The doctor explained that appellant can read only if he wears both the contact lenses and bifocal glasses. Therefore, his reading ability is limited to the hours when he can wear the lens.
As we noted earlier, appellee's physician concluded that without the contact lens, appellee's right eye is, for practical purposes, useless.

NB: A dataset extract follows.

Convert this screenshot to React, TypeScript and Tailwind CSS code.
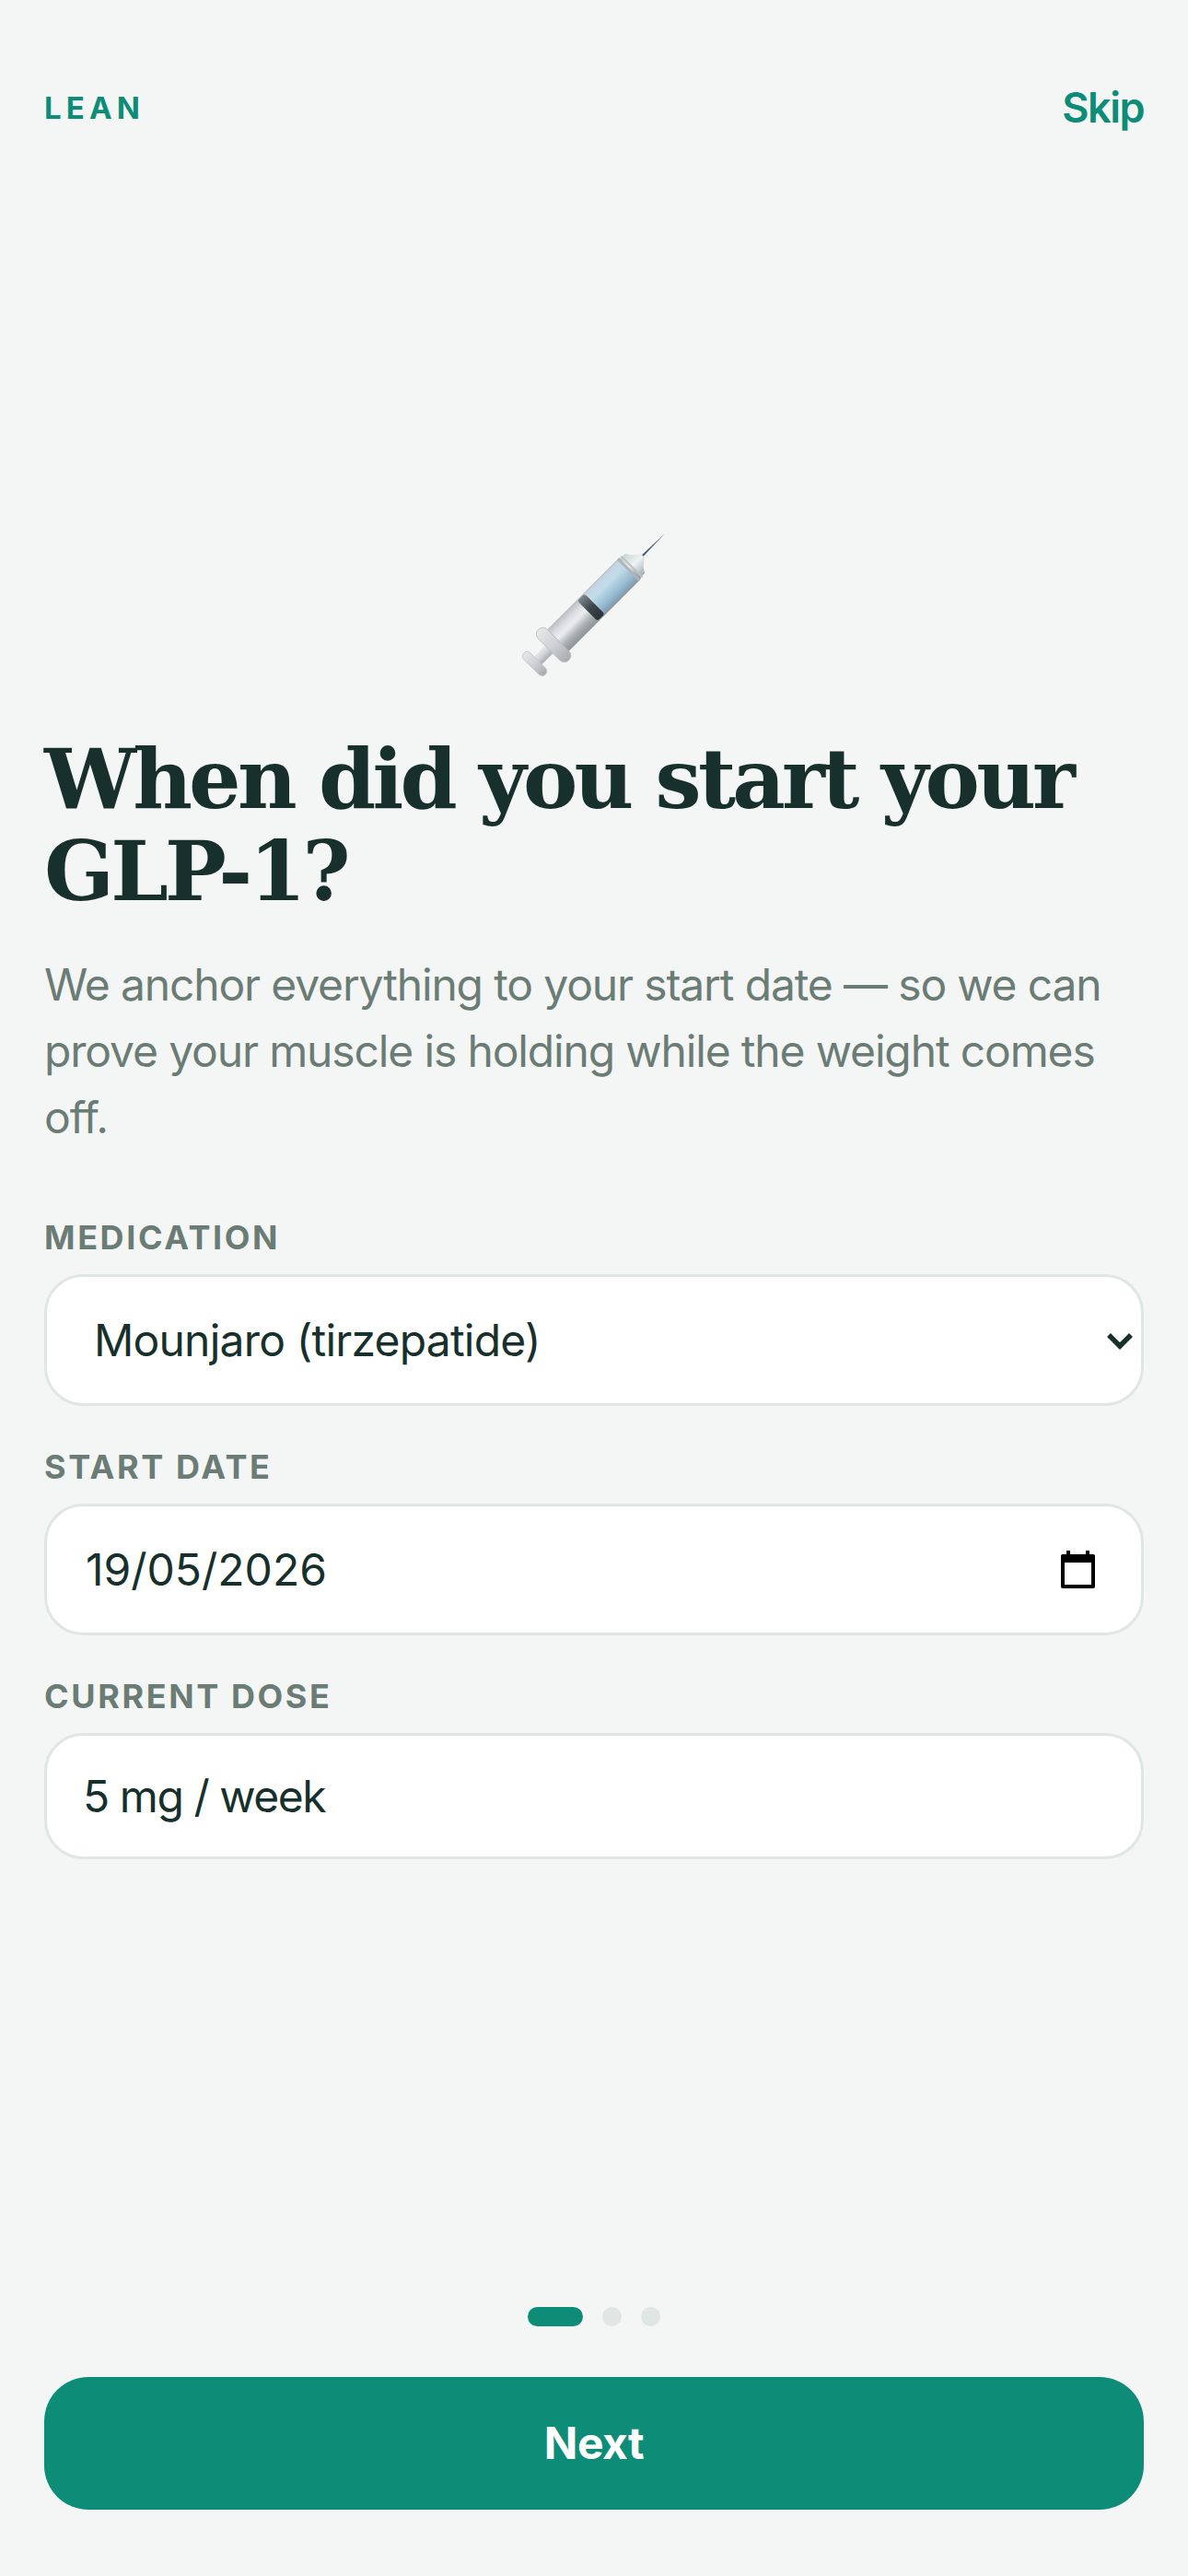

We cannot say that the entire loss we have found exists is recoverable when appellee has no use of his right eye for 16 hours a day. (Even assuming that he sleeps eight hours, appellee has no use of his right eye for eight hours.) In this connection, we note the Roy case, supra. The claimant in that case had been able, for a short time, to wear contact lenses for four hours a day. The Connecticut Superior Court opined that even if he were still able to wear the lenses for that period each day, "we would hesitate to conclude that the plaintiff's ability to have some functional vision in his right eye for a maximum of four hours" a day is equivalent to recovery of the practical use of his eye.
While we do not mean to suggest that a recovery of 20/20 vision is necessary to relieve the insurance company of liability, we also cannot find that eight hours of sight is a recovery of the practical, everyday use of appellee's eye.
Order affirmed.
MONTEMURO, J., concurs in result.
NOTES
[1] In January, 1982, we quashed the instant appeal because no judgment had yet been entered. An order denying exceptions is not itself an appealable order. See Pa.R.A.P. 301(c). Judgment was entered on January 25, 1982 and a petition for reconsideration was granted in February. We now reach the merits of the appeal.
[2] The earlier case is Sump v. St. Paul Fire and Marine Insurance Company, 21 Mich.App. 160, 175 N.W.2d 44 (1970).